>>

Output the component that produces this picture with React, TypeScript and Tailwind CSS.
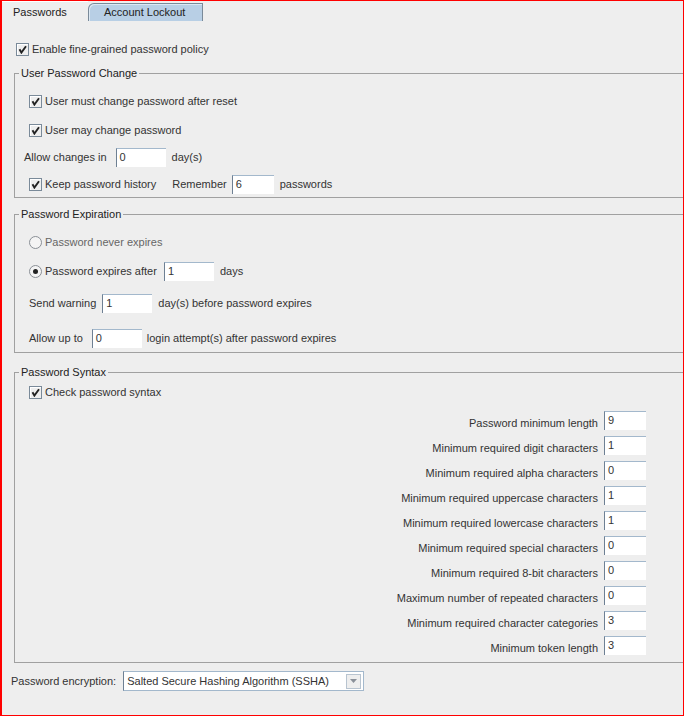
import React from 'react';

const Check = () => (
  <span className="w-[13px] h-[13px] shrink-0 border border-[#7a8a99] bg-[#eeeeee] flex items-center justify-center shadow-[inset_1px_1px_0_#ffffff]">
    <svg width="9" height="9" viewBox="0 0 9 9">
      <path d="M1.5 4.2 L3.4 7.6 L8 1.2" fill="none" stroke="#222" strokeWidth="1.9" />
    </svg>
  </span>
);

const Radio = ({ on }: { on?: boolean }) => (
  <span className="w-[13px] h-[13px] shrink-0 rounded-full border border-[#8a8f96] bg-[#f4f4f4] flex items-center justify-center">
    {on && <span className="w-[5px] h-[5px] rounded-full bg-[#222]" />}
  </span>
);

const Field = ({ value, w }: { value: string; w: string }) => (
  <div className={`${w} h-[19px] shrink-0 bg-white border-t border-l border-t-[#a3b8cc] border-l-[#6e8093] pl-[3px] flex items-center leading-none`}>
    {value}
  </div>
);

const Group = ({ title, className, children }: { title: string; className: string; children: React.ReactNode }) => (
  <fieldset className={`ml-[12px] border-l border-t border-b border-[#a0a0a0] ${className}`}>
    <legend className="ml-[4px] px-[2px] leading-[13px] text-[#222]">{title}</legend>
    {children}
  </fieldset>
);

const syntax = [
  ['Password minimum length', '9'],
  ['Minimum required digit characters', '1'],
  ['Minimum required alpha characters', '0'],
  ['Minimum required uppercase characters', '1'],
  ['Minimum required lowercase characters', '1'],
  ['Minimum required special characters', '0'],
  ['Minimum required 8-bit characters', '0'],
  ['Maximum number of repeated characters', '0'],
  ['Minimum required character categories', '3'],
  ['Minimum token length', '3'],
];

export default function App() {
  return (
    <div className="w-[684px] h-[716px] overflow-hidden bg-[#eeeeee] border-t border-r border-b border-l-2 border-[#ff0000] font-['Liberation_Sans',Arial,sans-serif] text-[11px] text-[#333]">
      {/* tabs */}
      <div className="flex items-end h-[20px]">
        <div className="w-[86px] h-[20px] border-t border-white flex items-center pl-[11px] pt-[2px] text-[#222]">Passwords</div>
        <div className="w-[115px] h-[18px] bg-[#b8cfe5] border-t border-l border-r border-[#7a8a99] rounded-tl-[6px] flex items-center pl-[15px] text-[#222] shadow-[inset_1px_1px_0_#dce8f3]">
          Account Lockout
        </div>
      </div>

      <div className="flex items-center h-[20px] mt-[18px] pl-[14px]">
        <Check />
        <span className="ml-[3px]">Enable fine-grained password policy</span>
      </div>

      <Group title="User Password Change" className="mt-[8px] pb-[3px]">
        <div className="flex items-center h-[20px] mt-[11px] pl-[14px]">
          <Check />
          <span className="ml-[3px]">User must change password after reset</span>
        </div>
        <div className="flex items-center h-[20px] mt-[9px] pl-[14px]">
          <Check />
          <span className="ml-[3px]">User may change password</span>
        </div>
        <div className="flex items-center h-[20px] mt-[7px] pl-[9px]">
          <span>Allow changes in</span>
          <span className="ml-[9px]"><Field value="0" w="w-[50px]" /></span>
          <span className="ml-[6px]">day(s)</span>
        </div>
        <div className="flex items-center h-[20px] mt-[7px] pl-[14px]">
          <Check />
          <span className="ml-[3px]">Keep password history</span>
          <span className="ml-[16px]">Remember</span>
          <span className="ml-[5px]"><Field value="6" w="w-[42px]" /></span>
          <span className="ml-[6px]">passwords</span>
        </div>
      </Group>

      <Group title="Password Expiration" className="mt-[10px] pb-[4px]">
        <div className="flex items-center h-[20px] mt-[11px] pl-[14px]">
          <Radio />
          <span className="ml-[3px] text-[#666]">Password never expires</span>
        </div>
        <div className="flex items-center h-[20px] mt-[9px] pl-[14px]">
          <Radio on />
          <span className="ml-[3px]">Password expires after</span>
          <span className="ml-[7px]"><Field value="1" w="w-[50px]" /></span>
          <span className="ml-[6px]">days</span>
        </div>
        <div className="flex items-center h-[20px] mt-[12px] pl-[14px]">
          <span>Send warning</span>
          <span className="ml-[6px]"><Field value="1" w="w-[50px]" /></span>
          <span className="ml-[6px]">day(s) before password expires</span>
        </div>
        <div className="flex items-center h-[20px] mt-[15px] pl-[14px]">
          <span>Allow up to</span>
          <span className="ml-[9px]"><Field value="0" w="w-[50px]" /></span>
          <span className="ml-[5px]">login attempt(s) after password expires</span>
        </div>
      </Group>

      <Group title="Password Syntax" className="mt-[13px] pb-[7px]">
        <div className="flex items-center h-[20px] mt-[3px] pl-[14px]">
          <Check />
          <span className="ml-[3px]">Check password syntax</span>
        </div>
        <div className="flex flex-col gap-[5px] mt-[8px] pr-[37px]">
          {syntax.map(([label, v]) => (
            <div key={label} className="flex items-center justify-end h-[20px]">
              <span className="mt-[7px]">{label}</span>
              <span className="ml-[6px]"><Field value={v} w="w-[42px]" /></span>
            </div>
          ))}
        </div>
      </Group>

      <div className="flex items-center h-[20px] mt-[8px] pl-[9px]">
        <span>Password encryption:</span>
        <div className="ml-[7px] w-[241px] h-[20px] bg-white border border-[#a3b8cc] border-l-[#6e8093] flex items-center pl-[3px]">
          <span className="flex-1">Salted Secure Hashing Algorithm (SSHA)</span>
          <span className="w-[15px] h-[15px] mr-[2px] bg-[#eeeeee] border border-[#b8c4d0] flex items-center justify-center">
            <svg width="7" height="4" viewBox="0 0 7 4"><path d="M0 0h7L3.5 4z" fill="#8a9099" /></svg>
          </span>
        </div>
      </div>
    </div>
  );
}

<<

_AIM OF THE EXERCISE_.
Pull out each line of the listing that holds the string "React".

_WRITTEN ANSWER_.
Output the component that produces this picture with React, TypeScript and Tailwind CSS.
import React from 'react';
const Group = ({ title, className, children }: { title: string; className: string; children: React.ReactNode }) => (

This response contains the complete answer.